The UAE Is Moving AI Into the University Control Plane
MoHESR’s AI forum points to a harder shift for universities: AI is no longer just a course or classroom tool. It is becoming part of curriculum design, planning, student services, and institutional decision-making.
- UAE
- Higher Education
- Agentic AI
- Data Strategy

The room mattered more than the event
More than 80 leaders joined the UAE Ministry of Higher Education and Scientific Research forum, Creative Disruption: AI's New Blueprint for Higher Education, on 10 June 2026. That is the signal. This was not a single university workshop or a vendor roadshow. It was large enough to span government, universities, economic-sector partners, and global technology companies, but focused enough to look like a working session rather than a conference crowd.
The Advisory Committee for Higher Education and Future Skills had its eight working groups represented. Eight working groups means AI is not being parked inside one specialist task force. It is being pushed into the machinery that shapes what universities teach, how they plan, and how they connect education to future skills.
That is the real story. Higher education usually talks about AI as a classroom tool. This forum points to something larger: AI as an institutional design problem. Curricula, programme planning, labour-market alignment, and student services all become data systems. Once that happens, the question changes from which model should we use to who owns the decisions the model shapes.
Curriculum planning is turning into a data product
Google Cloud presented AI and data analytics for academic programme planning and labour-market alignment. Read that twice. The focus was not only student-facing tools. It was the upstream work of deciding which programmes should exist, how they should evolve, and how closely they map to the skills economy.
For data teams, this is a familiar problem wearing academic robes. Programme planning needs clean taxonomies, demand signals, versioned assumptions, and feedback loops. Labour-market alignment sounds strategic. Under the hood, it is data integration, feature definition, and governance. If the signals are stale, biased, or poorly mapped to real skills, the dashboard will produce confident nonsense.
The second-order effect is bigger than better reporting. When analytics enters programme planning, universities start treating curricula like living portfolios. That can sharpen relevance. It can also flatten the messy purpose of higher education into whatever the available data can measure. The institutions to watch are the ones that use labour-market evidence without letting it become the only source of truth.
Autonomous learning systems make governance unavoidable
Microsoft presented autonomous AI systems for personalised learning. That phrase deserves attention because autonomous systems are not just chat interfaces. They imply software that can sequence tasks, adapt pathways, trigger actions, and interact with learners or institutional systems with less direct human steering.

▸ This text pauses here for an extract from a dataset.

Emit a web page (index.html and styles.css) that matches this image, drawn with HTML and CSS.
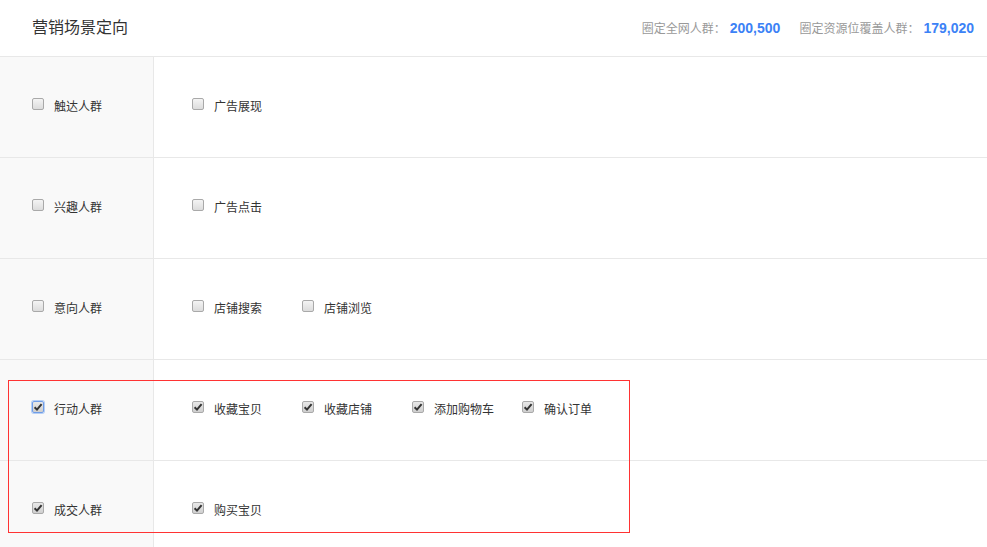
FILE: index.html
```html
<!DOCTYPE html>
<html lang="zh-CN">
<head>
    <meta charset="UTF-8">
    <title>营销场景定向</title>
    <link rel="stylesheet" href="styles.css">
</head>
<body>
    <div class="panel">
        <div class="panel-head">
            <h2>营销场景定向</h2>
            <div class="stats">
                <span class="stat-label">圈定全网人群：</span>
                <span class="stat-num">200,500</span>
                <span class="stat-label second">圈定资源位覆盖人群：</span>
                <span class="stat-num">179,020</span>
            </div>
        </div>

        <div class="scene-row">
            <div class="scene-side">
                <label class="chk"><span class="box"></span>触达人群</label>
            </div>
            <div class="scene-main">
                <label class="chk item"><span class="box"></span>广告展现</label>
            </div>
        </div>

        <div class="scene-row">
            <div class="scene-side">
                <label class="chk"><span class="box"></span>兴趣人群</label>
            </div>
            <div class="scene-main">
                <label class="chk item"><span class="box"></span>广告点击</label>
            </div>
        </div>

        <div class="scene-row">
            <div class="scene-side">
                <label class="chk"><span class="box"></span>意向人群</label>
            </div>
            <div class="scene-main">
                <label class="chk item"><span class="box"></span>店铺搜索</label>
                <label class="chk item"><span class="box"></span>店铺浏览</label>
            </div>
        </div>

        <div class="scene-row">
            <div class="scene-side">
                <label class="chk"><span class="box checked focus"><svg viewBox="0 0 10 10"><path d="M1.6 5.2 L4 7.6 L8.6 2.2"/></svg></span>行动人群</label>
            </div>
            <div class="scene-main">
                <label class="chk item"><span class="box checked"><svg viewBox="0 0 10 10"><path d="M1.6 5.2 L4 7.6 L8.6 2.2"/></svg></span>收藏宝贝</label>
                <label class="chk item"><span class="box checked"><svg viewBox="0 0 10 10"><path d="M1.6 5.2 L4 7.6 L8.6 2.2"/></svg></span>收藏店铺</label>
                <label class="chk item"><span class="box checked"><svg viewBox="0 0 10 10"><path d="M1.6 5.2 L4 7.6 L8.6 2.2"/></svg></span>添加购物车</label>
                <label class="chk item"><span class="box checked"><svg viewBox="0 0 10 10"><path d="M1.6 5.2 L4 7.6 L8.6 2.2"/></svg></span>确认订单</label>
            </div>
        </div>

        <div class="scene-row last">
            <div class="scene-side">
                <label class="chk"><span class="box checked"><svg viewBox="0 0 10 10"><path d="M1.6 5.2 L4 7.6 L8.6 2.2"/></svg></span>成交人群</label>
            </div>
            <div class="scene-main">
                <label class="chk item"><span class="box checked"><svg viewBox="0 0 10 10"><path d="M1.6 5.2 L4 7.6 L8.6 2.2"/></svg></span>购买宝贝</label>
            </div>
        </div>

        <!-- highlight annotation -->
        <div class="mark"></div>
    </div>
</body>
</html>
```

FILE: styles.css
```css
* {
    margin: 0;
    padding: 0;
    box-sizing: border-box;
}

body {
    background: #fff;
    font-family: "Noto Sans CJK SC", "Liberation Sans", sans-serif;
    color: #333;
    overflow: hidden;
}

.panel {
    position: relative;
    width: 987px;
}

.panel-head {
    height: 57px;
    border-bottom: 1px solid #e8e8e8;
    display: flex;
    justify-content: space-between;
    align-items: center;
    padding: 0 13px 0 32px;
}

.panel-head h2 {
    font-size: 16px;
    font-weight: normal;
    color: #333;
    margin-top: -4px;
}

.stats {
    display: flex;
    align-items: baseline;
    margin-top: -1px;
}

.stat-label {
    font-size: 12px;
    color: #999;
}

.stat-label.second {
    margin-left: 19px;
}

.stat-num {
    font-family: "Liberation Sans", sans-serif;
    font-size: 14px;
    font-weight: bold;
    color: #3c82f6;
    margin-left: 4px;
}

.scene-row {
    display: flex;
    height: 101px;
    border-bottom: 1px solid #e8e8e8;
}

.scene-row.last {
    border-bottom: none;
    height: 90px;
}

.scene-side {
    width: 154px;
    background: #f9f9f9;
    border-right: 1px solid #e8e8e8;
    padding: 40px 0 0 32px;
}

.scene-main {
    flex: 1;
    display: flex;
    padding: 40px 0 0 38px;
}

.chk {
    display: flex;
    align-items: flex-start;
    font-size: 12px;
    line-height: 18px;
    color: #333;
    cursor: pointer;
}

.chk.item {
    width: 110px;
}

.box {
    flex: none;
    display: flex;
    align-items: center;
    justify-content: center;
    width: 12px;
    height: 12px;
    margin: 1px 10px 0 0;
    border: 1px solid #a9a9a9;
    border-radius: 2px;
    background: linear-gradient(#f4f4f4, #dcdcdc);
}

.box svg {
    width: 10px;
    height: 10px;
}

.box svg path {
    fill: none;
    stroke: #333;
    stroke-width: 2;
}

.box.checked {
    background: linear-gradient(#e8e8e8, #cfcfcf);
}

.box.focus {
    border-color: #6f9de8;
    box-shadow: 0 0 0 1px #b6cff5;
}

.mark {
    position: absolute;
    left: 8px;
    top: 380px;
    width: 622px;
    height: 153px;
    border: 1px solid #f33;
    pointer-events: none;
}
```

Personalised learning has long promised to meet students where they are. Autonomous AI systems make that promise operational. They can turn personalisation from a static recommendation into a running workflow. But the more a system acts, the more governance matters. A bad recommendation is one risk. A bad autonomous workflow that nudges, routes, or escalates students at scale is another.
For AI engineers, this is where agentic design leaves the demo stage. You need role boundaries, audit trails, human override, evaluation sets, and a clear answer to what the system is allowed to do. For data engineers, the hard work is lineage and interoperability. The system cannot personalise responsibly if it cannot explain what data it used, where it came from, and whether it is fit for purpose.
Your first job is to map where AI can change decisions
Do not wait for a university-wide AI strategy document to land in your inbox. The MoHESR forum shows AI, data analytics, and autonomous systems being discussed together with curriculum, skills, and institutional planning. Technical teams should prepare for cross-functional demands, not isolated pilots.
Map the decision points. Identify where AI might influence programme design, student support, course recommendations, assessment support, or labour-market analysis. The riskiest places are not always the flashiest demos.
Treat skills data as a core asset. If your institution cannot define, tag, update, and compare skills consistently, labour-market alignment will be fragile no matter how advanced the model is.
Build evaluation before autonomy. Any system that acts on behalf of staff or students needs test cases, failure modes, escalation rules, and logs before it needs a bigger model.
Keep vendors in the architecture, not in the driver's seat. Microsoft and Google Cloud brought serious capabilities to the forum. Universities still need their own data governance, procurement discipline, and accountability model.
The practical takeaway is simple: higher education AI work is moving from experimentation to operating infrastructure. That is good news for teams that can connect models to process, data quality to institutional trust, and analytics to decisions people can defend.
The blueprint is really a control plane
The forum title, Creative Disruption: AI's New Blueprint for Higher Education, sounds broad. The substance is more specific. The UAE is convening the people who shape higher education, future skills, economic alignment, and technology implementation in the same room.
That does not prove what universities will deploy, how fast they will move, or which models will win. The verified facts do not support those claims. What they do show is that AI in higher education is no longer framed only as a teaching aid. It is being framed as a planning layer and, with autonomous systems, a possible action layer.
For practitioners, that is the line to watch: not AI writing a lesson plan, but AI entering the control plane of the university.